* _What you have to do_
Exactly repeat the material, dropping every picture from the copy.
»»
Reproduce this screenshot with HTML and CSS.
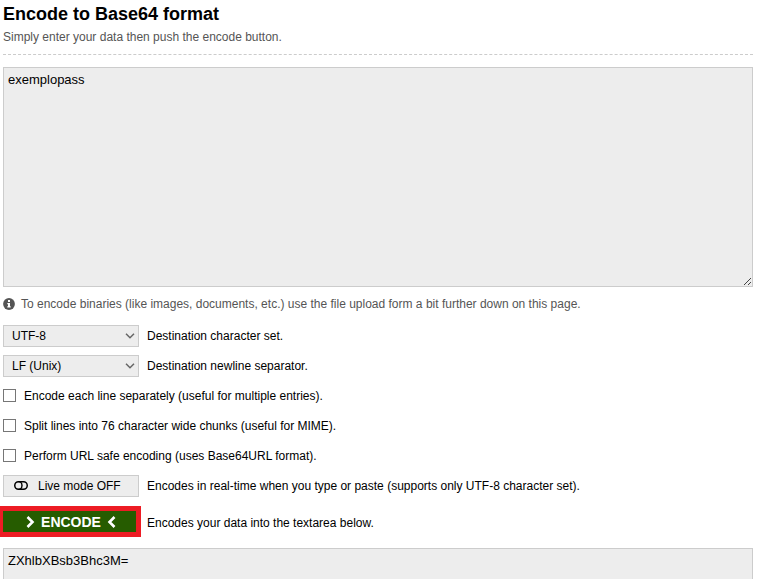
FILE: index.html
```html
<!DOCTYPE html>
<html lang="en">
<head>
<meta charset="utf-8">
<title>Encode to Base64 format</title>
<link rel="stylesheet" href="styles.css">
</head>
<body>
<main class="page">
  <header class="header">
    <h1 class="title">Encode to Base64 format</h1>
    <p class="subtitle">Simply enter your data then push the encode button.</p>
  </header>
  <div class="box input-box">exemplopass
    <svg class="grip" width="9" height="9" viewBox="0 0 9 9" shape-rendering="crispEdges"><path d="M1 7h1v1h-1zM2 6h1v1h-1zM3 5h1v1h-1zM4 4h1v1h-1zM5 3h1v1h-1zM6 2h1v1h-1zM7 1h1v1h-1zM5 7h1v1h-1zM6 6h1v1h-1zM7 5h1v1h-1z" fill="#444"/></svg>
  </div>
  <p class="info">
    <svg class="info-icon" width="12" height="12" viewBox="0 0 12 12"><circle cx="6" cy="6" r="5.9" fill="#555"/><path d="M5 2h2v2H5zM4.3 5H7v3.2h.7v1.3H4.3V8.2H5V6.2h-.7z" fill="#fff"/></svg>
    <span>To encode binaries (like images, documents, etc.) use the file upload form a bit further down on this page.</span>
  </p>
  <div class="row">
    <div class="control select"><span>UTF-8</span><svg width="10" height="6" viewBox="0 0 10 6"><path d="M1 .8l4 4 4-4" fill="none" stroke="#666" stroke-width="1.5"/></svg></div>
    <span>Destination character set.</span>
  </div>
  <div class="row">
    <div class="control select"><span>LF (Unix)</span><svg width="10" height="6" viewBox="0 0 10 6"><path d="M1 .8l4 4 4-4" fill="none" stroke="#666" stroke-width="1.5"/></svg></div>
    <span>Destination newline separator.</span>
  </div>
  <label class="row"><span class="tick"></span><span>Encode each line separately (useful for multiple entries).</span></label>
  <label class="row"><span class="tick"></span><span>Split lines into 76 character wide chunks (useful for MIME).</span></label>
  <label class="row"><span class="tick"></span><span>Perform URL safe encoding (uses Base64URL format).</span></label>
  <div class="row">
    <div class="control live"><svg class="toggle" width="14" height="9" viewBox="0 0 14 9"><rect x=".75" y=".75" width="12.5" height="7.5" rx="3.75" fill="none" stroke="#000" stroke-width="1.5"/><path d="M4.5 .75a3.3 3.75 0 0 1 0 7.5M6.5 1a4.5 4.5 0 0 1 0 7" fill="none" stroke="#000" stroke-width="1.1"/></svg><span>Live mode OFF</span></div>
    <span>Encodes in real-time when you type or paste (supports only UTF-8 character set).</span>
  </div>
  <div class="row encode-row">
    <div class="encode"><svg width="9" height="12" viewBox="0 0 9 12"><path d="M1.5 1l5 5-5 5" fill="none" stroke="#fff" stroke-width="2.6"/></svg><span>ENCODE</span><svg width="9" height="12" viewBox="0 0 9 12"><path d="M7.5 1l-5 5 5 5" fill="none" stroke="#fff" stroke-width="2.6"/></svg></div>
    <span class="encode-note">Encodes your data into the textarea below.</span>
  </div>
  <div class="box output-box">ZXhlbXBsb3Bhc3M=</div>
</main>
</body>
</html>
```
FILE: styles.css
```css
* { box-sizing: border-box; }
body {
  margin: 0;
  background: #fff;
  color: #000;
  font: 12px/20px "Liberation Sans", Arial, sans-serif;
  white-space: nowrap;
}
.page {
  display: flex;
  flex-direction: column;
  width: 753px;
  height: 579px;
  padding-left: 3px;
}
.header { height: 55px; border-bottom: 1px dashed #ccc; }
.title { margin: 0; padding-top: 3px; font-size: 18px; line-height: 22px; }
.subtitle { margin: 0; padding-top: 2px; color: #555; }
.box {
  padding: 2px 4px;
  border: 1px solid #ccc;
  background: #ededed;
  font-size: 13px;
}
.input-box { position: relative; height: 220px; margin-top: 12px; }
.grip { position: absolute; right: 0; bottom: 0; }
.info {
  display: flex;
  align-items: center;
  gap: 6px;
  height: 20px;
  margin: 7px 0;
  color: #555;
}
.row {
  display: flex;
  align-items: center;
  gap: 8px;
  height: 30px;
}
.control {
  display: flex;
  align-items: center;
  width: 136px;
  height: 22px;
  border: 1px solid #ccc;
  background: #ededed;
}
.select { justify-content: space-between; padding: 0 3px 0 8px; }
.tick {
  width: 13px;
  height: 13px;
  margin-bottom: 1px;
  border: 1px solid #767676;
  background: #fff;
}
.live { gap: 10px; padding-left: 10px; }
.toggle { margin-bottom: 1px; }
.encode-row { height: 31px; margin: 5px 0 11px -3px; gap: 6px; }
.encode {
  display: flex;
  align-items: center;
  justify-content: center;
  gap: 6px;
  width: 141px;
  height: 31px;
  padding-left: 3px;
  border: solid #ed1c24;
  border-width: 5px 5px 5px 3px;
  background: #265c00;
  color: #fff;
  font-size: 14px;
  font-weight: bold;
}
.encode-note { padding-top: 2px; }
.output-box { flex: 1; border-bottom: 0; }
```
««
* _Result for this exercise_
Reproduce this screenshot with HTML and CSS.
FILE: index.html
```html
<!DOCTYPE html>
<html lang="en">
<head>
<meta charset="utf-8">
<title>Encode to Base64 format</title>
<link rel="stylesheet" href="styles.css">
</head>
<body>
<main class="page">
  <header class="header">
    <h1 class="title">Encode to Base64 format</h1>
    <p class="subtitle">Simply enter your data then push the encode button.</p>
  </header>
  <div class="box input-box">exemplopass
    <svg class="grip" width="9" height="9" viewBox="0 0 9 9" shape-rendering="crispEdges"><path d="M1 7h1v1h-1zM2 6h1v1h-1zM3 5h1v1h-1zM4 4h1v1h-1zM5 3h1v1h-1zM6 2h1v1h-1zM7 1h1v1h-1zM5 7h1v1h-1zM6 6h1v1h-1zM7 5h1v1h-1z" fill="#444"/></svg>
  </div>
  <p class="info">
    <svg class="info-icon" width="12" height="12" viewBox="0 0 12 12"><circle cx="6" cy="6" r="5.9" fill="#555"/><path d="M5 2h2v2H5zM4.3 5H7v3.2h.7v1.3H4.3V8.2H5V6.2h-.7z" fill="#fff"/></svg>
    <span>To encode binaries (like images, documents, etc.) use the file upload form a bit further down on this page.</span>
  </p>
  <div class="row">
    <div class="control select"><span>UTF-8</span><svg width="10" height="6" viewBox="0 0 10 6"><path d="M1 .8l4 4 4-4" fill="none" stroke="#666" stroke-width="1.5"/></svg></div>
    <span>Destination character set.</span>
  </div>
  <div class="row">
    <div class="control select"><span>LF (Unix)</span><svg width="10" height="6" viewBox="0 0 10 6"><path d="M1 .8l4 4 4-4" fill="none" stroke="#666" stroke-width="1.5"/></svg></div>
    <span>Destination newline separator.</span>
  </div>
  <label class="row"><span class="tick"></span><span>Encode each line separately (useful for multiple entries).</span></label>
  <label class="row"><span class="tick"></span><span>Split lines into 76 character wide chunks (useful for MIME).</span></label>
  <label class="row"><span class="tick"></span><span>Perform URL safe encoding (uses Base64URL format).</span></label>
  <div class="row">
    <div class="control live"><svg class="toggle" width="14" height="9" viewBox="0 0 14 9"><rect x=".75" y=".75" width="12.5" height="7.5" rx="3.75" fill="none" stroke="#000" stroke-width="1.5"/><path d="M4.5 .75a3.3 3.75 0 0 1 0 7.5M6.5 1a4.5 4.5 0 0 1 0 7" fill="none" stroke="#000" stroke-width="1.1"/></svg><span>Live mode OFF</span></div>
    <span>Encodes in real-time when you type or paste (supports only UTF-8 character set).</span>
  </div>
  <div class="row encode-row">
    <div class="encode"><svg width="9" height="12" viewBox="0 0 9 12"><path d="M1.5 1l5 5-5 5" fill="none" stroke="#fff" stroke-width="2.6"/></svg><span>ENCODE</span><svg width="9" height="12" viewBox="0 0 9 12"><path d="M7.5 1l-5 5 5 5" fill="none" stroke="#fff" stroke-width="2.6"/></svg></div>
    <span class="encode-note">Encodes your data into the textarea below.</span>
  </div>
  <div class="box output-box">ZXhlbXBsb3Bhc3M=</div>
</main>
</body>
</html>
```
FILE: styles.css
```css
* { box-sizing: border-box; }
body {
  margin: 0;
  background: #fff;
  color: #000;
  font: 12px/20px "Liberation Sans", Arial, sans-serif;
  white-space: nowrap;
}
.page {
  display: flex;
  flex-direction: column;
  width: 753px;
  height: 579px;
  padding-left: 3px;
}
.header { height: 55px; border-bottom: 1px dashed #ccc; }
.title { margin: 0; padding-top: 3px; font-size: 18px; line-height: 22px; }
.subtitle { margin: 0; padding-top: 2px; color: #555; }
.box {
  padding: 2px 4px;
  border: 1px solid #ccc;
  background: #ededed;
  font-size: 13px;
}
.input-box { position: relative; height: 220px; margin-top: 12px; }
.grip { position: absolute; right: 0; bottom: 0; }
.info {
  display: flex;
  align-items: center;
  gap: 6px;
  height: 20px;
  margin: 7px 0;
  color: #555;
}
.row {
  display: flex;
  align-items: center;
  gap: 8px;
  height: 30px;
}
.control {
  display: flex;
  align-items: center;
  width: 136px;
  height: 22px;
  border: 1px solid #ccc;
  background: #ededed;
}
.select { justify-content: space-between; padding: 0 3px 0 8px; }
.tick {
  width: 13px;
  height: 13px;
  margin-bottom: 1px;
  border: 1px solid #767676;
  background: #fff;
}
.live { gap: 10px; padding-left: 10px; }
.toggle { margin-bottom: 1px; }
.encode-row { height: 31px; margin: 5px 0 11px -3px; gap: 6px; }
.encode {
  display: flex;
  align-items: center;
  justify-content: center;
  gap: 6px;
  width: 141px;
  height: 31px;
  padding-left: 3px;
  border: solid #ed1c24;
  border-width: 5px 5px 5px 3px;
  background: #265c00;
  color: #fff;
  font-size: 14px;
  font-weight: bold;
}
.encode-note { padding-top: 2px; }
.output-box { flex: 1; border-bottom: 0; }
```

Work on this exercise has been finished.